The explanation of a phenomenon, or the solution of a problem (the expressions being equivalent) consists in a reference of the fact to be solved or explained to some known or acknowledged principles. The velocity of a planet through space,
e.g., is said to be explained when this velocity is shown to be the result of known dynamical principles. The physical phenomenon of dew is said to be explained when it is shown that the known laws of the radiation and conduction of heat, together with the laws of the condensation of watery vapour, necessarily under certain external conditions lead to the occurrence of dew; these conditions being the same as those under which, in fact, dew is observed to appear. If we admit the existence of the laws, we see that the phenomenon must be present when, in fact, it is present. In the same way the economic phenomenon of rent is said to be explained when it is shown to be the necessary consequence of the play of human interests trafficking in an article having the peculiar physical properties which are found to reside in land. In this case, also, if we admit that human beings in their dealings with land act with a view to their own interests, and further, that the best soils in point of fertility and situation are not unlimited in supply, and that the yield to be obtained from a limited area is also not unlimited, but diminishes in proportion to the outlay, as the quantity raised is increased, we see—or by reasoning on these facts we may see—that the phenomenon of rent must present itself in the progress of society, and that it will rise and fall from those causes which we find in fact to affect it. So far, the solution of an economic problem is strictly analogous to that of a physical problem; in each case the process consists in tracing back the fact to be explained to its source in the ultimate principles of the science; if it be a physical fact, to the ultimate laws of physical nature; if an economic fact, to the ultimate axioms of Political Economy—that is to say, to the mental and physical principles from which its doctrines are derived. Until this connection is clearly established, no physical or economic phenomenon can be said to be explained.
The solution of a problem may be regarded as perfect when the principles to which it is referred are shown to exist, and to lead by necessary consequence to the precise fact which constitutes the problem to be solved.
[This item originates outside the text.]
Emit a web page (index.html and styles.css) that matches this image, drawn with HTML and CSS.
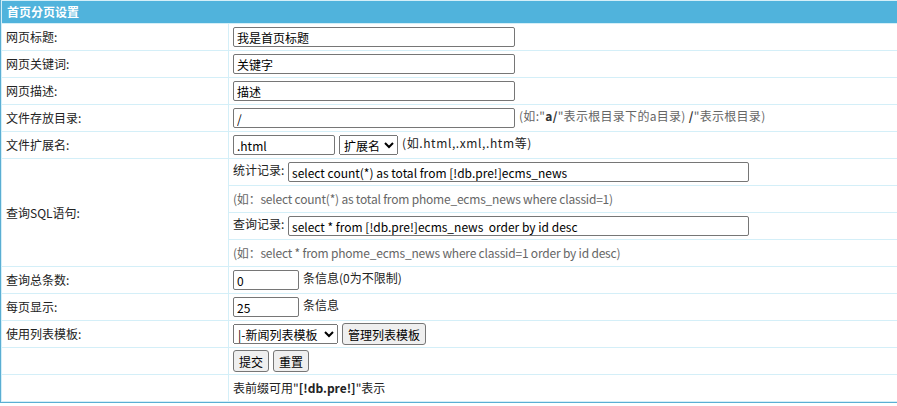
FILE: index.html
```html
<!DOCTYPE html>
<html>
<head>
<meta charset="utf-8">
<link rel="stylesheet" href="styles.css">
</head>
<body>
<table class="tb">
  <tr><td class="head" colspan="2">首页分页设置</td></tr>
  <tr><td class="lab">网页标题:</td><td class="val"><input class="w282" value="我是首页标题"></td></tr>
  <tr><td class="lab">网页关键词:</td><td class="val"><input class="w282" value="关键字"></td></tr>
  <tr><td class="lab">网页描述:</td><td class="val"><input class="w282" value="描述"></td></tr>
  <tr><td class="lab">文件存放目录:</td><td class="val"><input class="w282 gap" value="/"><span class="note wide">(如:"<b>a/</b>"表示根目录下的a目录) <b>/</b>"表示根目录)</span></td></tr>
  <tr><td class="lab">文件扩展名:</td><td class="val"><input class="w102 gap" value=".html"><select class="sel1 gap"><option>扩展名</option></select><span class="wider">(如.html,.xml,.htm等)</span></td></tr>
  <tr><td class="lab">查询SQL语句:</td><td class="nest">
    <table class="inner">
      <tr><td class="val">统计记录: <input class="w461" value="select count(*) as total from [!db.pre!]ecms_news"></td></tr>
      <tr><td class="val note tight">(如：select count(*) as total from phome_ecms_news where classid=1)</td></tr>
      <tr><td class="val">查询记录: <input class="w461" value="select * from [!db.pre!]ecms_news  order by id desc"></td></tr>
      <tr><td class="val note tight">(如：select * from phome_ecms_news where classid=1 order by id desc)</td></tr>
    </table>
  </td></tr>
  <tr><td class="lab">查询总条数:</td><td class="val"><input class="w66 gap" value="0">条信息(0为不限制)</td></tr>
  <tr><td class="lab">每页显示:</td><td class="val"><input class="w66 gap" value="25">条信息</td></tr>
  <tr><td class="lab">使用列表模板:</td><td class="val"><select class="sel2 gap"><option>|-新闻列表模板</option></select><button class="btn">管理列表模板</button></td></tr>
  <tr><td class="lab"></td><td class="val"><button class="btn gap">提交</button><button class="btn">重置</button></td></tr>
  <tr><td class="lab"></td><td class="val">表前缀可用"<b>[!db.pre!]</b>"表示</td></tr>
</table>
</body>
</html>
```
FILE: styles.css
```css
html, body {
  margin: 0;
  padding: 0;
  overflow: hidden;
  background: #fff;
}
body {
  font-family: "Noto Sans CJK SC", sans-serif;
  font-size: 12px;
  color: #222;
}
.tb {
  width: 900px;
  border-collapse: separate;
  border-spacing: 1px;
  background: #d4eff8;
  border-left: 1px solid #5aaed3;
  border-bottom: 1px solid #5aaed3;
  margin: 0;
}
.tb td {
  background: #fff;
  padding: 0 3px 0 4px;
  height: 26px;
  line-height: 16px;
  white-space: nowrap;
}
.tb td.head {
  background: #50b3dc;
  color: #fff;
  font-weight: bold;
  height: 22px;
  padding: 0 5px;
}
.tb td.lab {
  width: 220px;
  padding: 0 2px 0 4px;
}
.tb td.nest {
  padding: 0;
  height: auto;
  background: #d4eff8;
}
.inner {
  width: 100%;
  border-collapse: separate;
  border-spacing: 0 1px;
  margin: -1px 0;
  background: #d4eff8;
}
.inner td {
  height: 26px;
}
.note {
  color: #666;
}
.note b {
  color: #333;
}
.tight {
  letter-spacing: -0.2px;
}
.wide {
  letter-spacing: 0.3px;
}
.wider {
  letter-spacing: 0.6px;
}
.gap {
  margin-right: 4px !important;
}
input, select, button {
  font-family: "Noto Sans CJK SC", sans-serif;
  font-size: 12px;
  box-sizing: border-box;
  height: 20px;
  margin: 0;
  vertical-align: middle;
  color: #000;
  letter-spacing: 0;
}
input {
  border: 1px solid #767676;
  border-radius: 2px;
  padding: 0 3px;
}
.w282 { width: 282px; }
.w102 { width: 102px; }
.w461 { width: 461px; margin-left: 1px; }
.w66 { width: 66px; }
.sel1 { width: 59px; height: 20px; }
.sel2 { width: 105px; height: 20px; }
button.btn {
  height: 22px;
  padding: 0 5px;
  border: 1px solid #767676;
  border-radius: 3px;
  background: #efefef;
}
```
*51 Supposing our reasoning to be correct, it is evident that imperfection may yet arise either from the indefiniteness of our knowledge of the laws which operate in producing the phenomenon, or from ignorance of the precise circumstances under which they come into operation. With the exception, perhaps, of astronomy, there is no science that has attained absolute perfection in both these respects. Most of the advanced physical sciences, however, satisfy the first condition, though they generally fail of complete accuracy in the latter. To revert to a former example—the formation of dew—the laws of the radiation and conduction of heat and of the condensation of watery vapour on which that phenomenon depends may be accurately ascertained and expressed in mathematical formulæ; but the circumstances under which the phenomenon appears—the state of the atmosphere, and the condition of the various bodies on which the deposition of dew takes place during any given night—cannot be accurately ascertained. Now, while this is so, the solution of the problem is not complete; since, although we may perceive from our knowledge of the laws of heat and of aqueous vapour that dew under the actual circumstances must appear, yet, from want of precision in our knowledge as to what the actual circumstances are, we cannot tell the precise quantity that ought, in obedience to these laws, to be deposited; and, therefore, cannot be certain that our solution may not be more or less than adequate; nor whether there may not be other causes affecting the result which we have omitted to notice.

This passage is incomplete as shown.